Definition
The difference, in degrees, between the current air temperature and the current dewpoint temperature. As the spread narrows toward zero, the air is approaching saturation and visible moisture (fog, low cloud, or mist) becomes increasingly likely.
Plain English
How far apart the air temperature and the dewpoint are. When those two numbers get close together, the air is nearly full of moisture and fog or low cloud is likely to form.
Context Anchor
Seen in weather reports, forecasts, and fog discussions when deciding how close the air is to forming fog or low clouds.
Derivation
‘Spread’ here simply means the gap between two values.

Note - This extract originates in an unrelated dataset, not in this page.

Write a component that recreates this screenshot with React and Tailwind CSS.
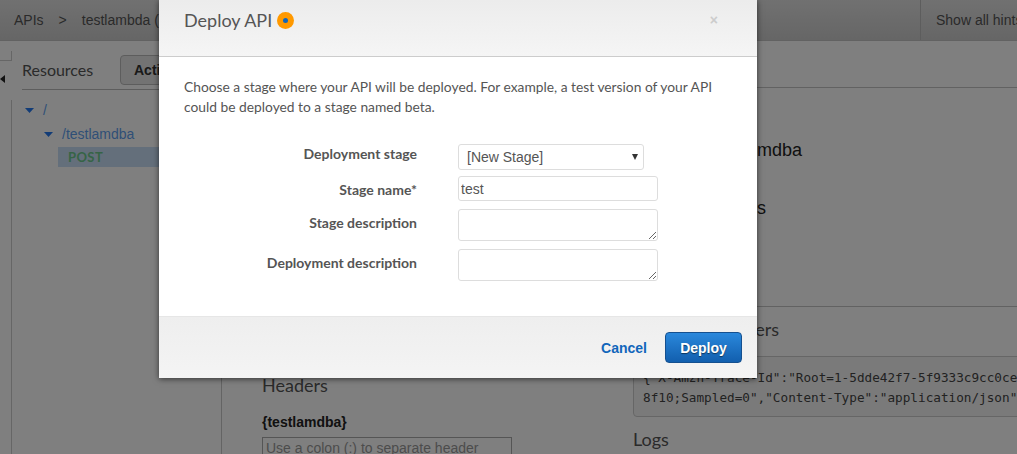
const lato = "font-['Lato','Liberation_Sans',sans-serif]";

function ConsoleBehind() {
  return (
    <div className="flex h-full flex-col bg-white font-['Liberation_Sans',Arial,sans-serif] text-[#555]">
      <header className="flex h-[41px] shrink-0 items-center justify-between border-b border-[#c4c4c4] bg-gradient-to-b from-[#e2e2e2] to-[#cccccc] pl-[14px] text-sm">
        <div className="flex items-center">
          <span>APIs</span>
          <span className="mx-[15px]">&gt;</span>
          <span>testlambda (</span>
        </div>
        <div className="flex h-full w-[97px] items-center whitespace-nowrap border-l border-[#bbb] pl-[15px]">Show all hints</div>
      </header>

      <div className="flex min-h-0 flex-1">
        <aside className="relative w-[12px] shrink-0">
          <div className="h-[10px] w-[12px] mt-[10px] border-r border-b border-[#ccc]" />
          <svg className="mt-[14px]" width="5" height="8" viewBox="0 0 5 8"><path d="M0 4l5-4v8z" fill="#222" /></svg>
          <div className="absolute bottom-0 right-0 top-[59px] border-r border-[#ccc]" />
        </aside>

        <section className="w-[210px] shrink-0 border-r border-[#c8c8c8] pl-[10px]">
          <div className="flex h-[49px] items-center border-b border-[#bbb] pt-[10px]">
            <h2 className={`${lato} w-[98px] text-base`}>Resources</h2>
            <button className="h-[30px] w-[90px] rounded-[4px] border border-[#bbb] bg-[#e6e6e6] pl-[13px] text-left text-sm font-bold text-[#333]">Actions</button>
          </div>
          <div className="pt-[11px] text-sm text-[#5f9fee]">
            <div className="flex h-[18px] items-center pl-[3px]">
              <svg width="9" height="5" viewBox="0 0 9 5"><path d="M0 0h9L4.500 5z" fill="#2478ee" /></svg>
              <span className="ml-[9px]">/</span>
            </div>
            <div className="mt-[6px] flex h-[18px] items-center pl-[22px]">
              <svg width="9" height="5" viewBox="0 0 9 5"><path d="M0 0h9L4.500 5z" fill="#2478ee" /></svg>
              <span className="ml-[9px]">/testlamdba</span>
            </div>
            <div className={`${lato} ml-[36px] mt-[4px] flex h-[20px] items-center bg-[#c8dff7] pl-[10px] text-[13px] font-bold tracking-[0.4px] text-[#6cc98c]`}>POST</div>
          </div>
        </section>

        <main className="min-w-0 flex-1">
          <div className="h-[47px] border-b border-[#c4c4c4]" />
          <div className="flex h-[219px] flex-col border-b border-[#c4c4c4] pl-[535px]">
            <p className="mt-[50px] text-lg leading-[24px] text-[#222]">mdba</p>
            <p className="mt-[34px] text-lg leading-[24px] text-[#222]">s</p>
          </div>
          <div className="flex gap-[121px] pl-[40px]">
            <div className="w-[250px] shrink-0 pt-[66px]">
              <h3 className={`${lato} text-lg leading-[24px]`}>Headers</h3>
              <p className="mt-[15px] text-sm font-bold leading-[20px] text-[#222]">{"{testlamdba}"}</p>
              <div className="mt-[5px] h-[40px] border border-[#aaa] px-[3px] text-sm text-[#999]">Use a colon (:) to separate header</div>
            </div>
            <div className="min-w-0 flex-1 overflow-hidden pt-[10px]">
              <h3 className={`${lato} text-lg leading-[24px]`}>Response Headers</h3>
              <pre className="mt-[15px] h-[61px] w-[500px] overflow-hidden rounded-l-[4px] border border-[#ccc] bg-[#f5f5f5] pt-[11px] pl-[9px] font-['DejaVu_Sans_Mono',monospace] text-[12.7px] leading-[20px] text-[#444]">{`{"X-Amzn-Trace-Id":"Root=1-5dde42f7-5f9333c9cc0ce\n8f10;Sampled=0","Content-Type":"application/json"}`}</pre>
              <h3 className={`${lato} mt-[10px] text-lg leading-[24px]`}>Logs</h3>
            </div>
          </div>
        </main>
      </div>
    </div>
  );
}

function Field({ label, labelClass = "", className = "", children }) {
  return (
    <div className={`flex ${className}`}>
      <label className={`w-[258px] shrink-0 text-right text-sm font-bold leading-[20px] ${labelClass}`}>{label}</label>
      <div className="ml-[41px]">{children}</div>
    </div>
  );
}

function DeployModal() {
  return (
    <div className={`${lato} ml-[159px] flex h-[378px] w-[598px] flex-col bg-white text-[#555] shadow-[0_1px_6px_rgba(0,0,0,0.6)]`}>
      <div className="flex h-[57px] shrink-0 items-start justify-between border-b border-[#ccc] bg-gradient-to-b from-[#ececec] to-[#f5f5f5] pl-[25px] pr-[39px] pt-[8px]">
        <h1 className="flex items-center text-lg leading-[24px]">
          Deploy API
          <svg className="ml-[5px]" width="17" height="17" viewBox="0 0 17 17">
            <circle cx="8.500" cy="8.500" r="8.500" fill="#ff9900" />
            <circle cx="8.500" cy="8.500" r="2.500" fill="#1166bb" />
          </svg>
        </h1>
        <span className="font-['Liberation_Sans',sans-serif] text-sm font-bold leading-[24px] text-[#ccc]">×</span>
      </div>

      <div className="flex-1 pl-[25px] pt-[20px]">
        <p className="w-[540px] text-[13.8px] leading-[20px]">
          Choose a stage where your API will be deployed. For example, a test version of your API could be deployed to a stage named beta.
        </p>
        <div className="ml-[-25px] mt-[27px] text-sm">
          <Field label="Deployment stage">
            <div className="relative h-[26px] w-[186px]">
              <select className="h-full w-full appearance-none rounded-[3px] border border-[#ddd] bg-white pl-[8px] font-['Liberation_Sans',sans-serif] text-sm text-[#555]">
                <option>[New Stage]</option>
              </select>
              <svg className="absolute right-[6px] top-[10px]" width="6" height="6" viewBox="0 0 6 6"><path d="M0 0h6L3 6z" fill="#333" /></svg>
            </div>
          </Field>
          <Field label="Stage name*" labelClass="pt-1" className="mt-[6px]">
            <input readOnly value="test" className="h-[25px] w-[200px] rounded-[3px] border border-[#ddd] bg-white px-[2px] font-['Liberation_Sans',sans-serif] text-sm text-[#555]" />
          </Field>
          <Field label="Stage description" labelClass="pt-1" className="mt-[8px]">
            <textarea readOnly className="block h-[32px] w-[200px] rounded-[3px] border border-[#ddd]" />
          </Field>
          <Field label="Deployment description" labelClass="pt-1" className="mt-[8px]">
            <textarea readOnly className="block h-[32px] w-[200px] rounded-[3px] border border-[#ddd]" />
          </Field>
        </div>
      </div>

      <div className="flex h-[62px] shrink-0 items-center justify-end border-t border-[#e6e6e6] bg-gradient-to-b from-[#eeeeee] to-[#f4f4f4] pr-[15px] font-['Liberation_Sans',sans-serif]">
        <a className="mr-[18px] text-sm font-bold text-[#1166bb]">Cancel</a>
        <button className="h-[31px] w-[77px] rounded-[4px] border border-[#15508f] bg-gradient-to-b from-[#2a88dc] to-[#125fae] text-sm font-bold text-white [text-shadow:0_1px_1px_rgba(0,0,0,0.5)]">Deploy</button>
      </div>
    </div>
  );
}

export default function App() {
  return (
    <div className="relative h-[454px] w-[1017px] overflow-hidden">
      <ConsoleBehind />
      <div className="absolute inset-0 bg-black/50">
        <DeployModal />
      </div>
    </div>
  );
}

It is borrowed from everyday usage — the spread between two numbers — and applied to the temperature and dewpoint readings.
Why Pilots Care
A narrowing spread signals rising humidity and the likelihood of fog forming, which can suddenly reduce visibility during takeoff, approach, or landing.
Grounding Statement
If the temperature is 12°C and the dewpoint is 11°C, the spread is 1°C — the air is almost saturated and fog is a real possibility, especially as the air cools overnight.
Intuition Check
Spread does not mean the size of a weather area here. It means the numerical difference between air temperature and dew point.
Example Sentence 1
With a temperature/dewpoint spread of only 1°C and the sun setting, the pilot expected fog to form within the hour.
Example Sentence 2
The crew checked the spread on the METAR before departure to judge the chance of low ceilings developing en route.